COLUMBIA, Mo. (AP) — Eli Drinkwitz already has experienced just about everything a college football coach could imagine in his first season.
Except for playing a game.
That will finally change on Sept. 26, when the Tigers' new coach leads his team into the opener of its SEC-only schedule against No. 3 Alabama. It's part of a reconstructed schedule forced by the COVID-19 pandemic that has seen the Crimson Tide and LSU added to the slate and the subtraction of BYU, Central Arkansas, Eastern Michigan and Louisiana.
Might as well add one more challenge to overcome.
“Our team is extremely excited to be back. Our coaches are excited to have all our guys. It's a great time for our team,” said the perpetually optimistic Drinkwitz, who was hired after a 12-win debut season at Appalachian State to replace the fired Barry Odom. “We just love the brotherhood, the bond, of working out together.”
Make no mistake: There is work to be done.
The Tigers won six games last season, three of them in conference play, so there was some talent on the roster. But lasting injuries to quarterback Kelly Bryant coupled with a difficult schedule conspired against the Tigers, particularly on offense. It will be up to Drinkwitz and offensive guru Curtis Luper to rebuild a bunch that lost six starters.
Taylor Powell, who played plenty of snaps when Bryant was hurt, and TCU transfer Shawn Robinson are the front-runners to be under center. The offensive line will have to replace three starters. Tight end Albert Okwuegbunam left early for the draft.
But there are still some talented playmakers. Damon Hazelton should get plenty of work after scoring eight touchdowns for Virginia Tech last season. Larry Rountree III and Tyler Badie are a potent running back duo.
On defense, there is more improvement to be made after the Tigers finished last in the SEC in sacks last season.
But at least the Tigers are back on the field. The offseason has been marked by the pandemic, the will-they-or-won't-they debate of playing, and social justice issues that led Drinkwitz to cancel practice so that the team could march in support of Black Lives Matter and other initiatives.

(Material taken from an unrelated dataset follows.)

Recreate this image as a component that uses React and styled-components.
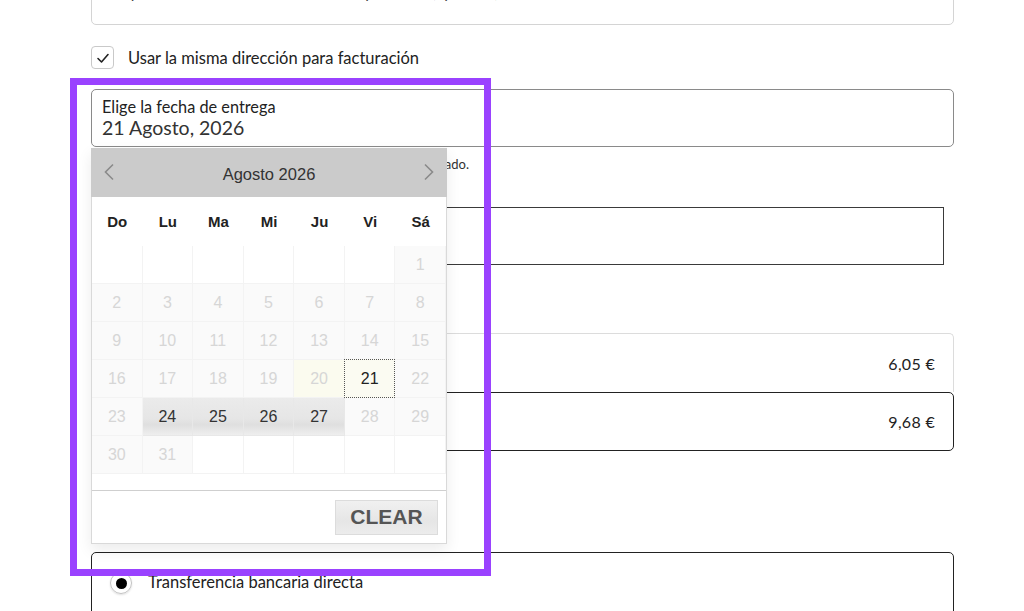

“You lay the foundation one day at a time,” Drinkwitz said. “You can't worry about all the times you lost. You just have to make do with the time you do have. Go slow and put it in piece by piece. This is a long-term play for our program. We're going to do everything we can to be successful this year, but this is a long-term play for Missouri. If you have a crack in the foundation you have to tear it down and start over, so we're going to take our time."
PASSING THE TEST
Talented safety Khalil Oliver and top cornerback DeMarkus Acy are gone from last year's secondary, leaving a couple of major voids. But the Tigers should be able to lean on veterans Joshuah Bledsoe and Tyree Gillespie right away.
Hazelton began his career at Ball State, where he caught 51 passes for 505 yards and four touchdowns. He sat out a season when he transferred to Virginia Tech, where he added 82 catches for 1,329 yards and 16 TDs. Now, the 6-foot-3, 215-pound pass-catcher has one last chance to impress NFL scouts with his arrival at Missouri.
The biggest question facing the Tigers on offense may be who starts at quarterback, where Drinkwitz has promised an open competition. But whomever wins the job will have a couple of running backs behind him to ease the load.
“Getting chemistry with the quarterbacks is the most important think right now,” Badie said.
There wasn't so much of a scramble as there was a sigh when the SEC announced its league-only slate. That's because the Tigers wound up getting Alabama and LSU in addition to their usual cast of conference opponents. Drinkwitz took the tough news in stride, though he did acknowledge a “heated” phone call among coaches after the schedule was released.
“I would defer to the league to find out what the formula was or was not. At this point, it's sour grapes,” he said.
Like most coaches, Drinkwitz is less concerned with his team spreading COVID-19 among themselves than it spreading among the student population. But after the season was nearly taken away from them, Rountree and the rest of the Tigers know that staying safe when they leave the facility is of paramount importance.
“If they catch the virus, I mean, they won't miss two games,” Rountree said. “So like, when we talk to the guys about being accountable, if you do go out, wear a mask. It's not that hard. But I would say for people outside the building, we have to be careful, because the end of the day they're not in the same predicament as us.”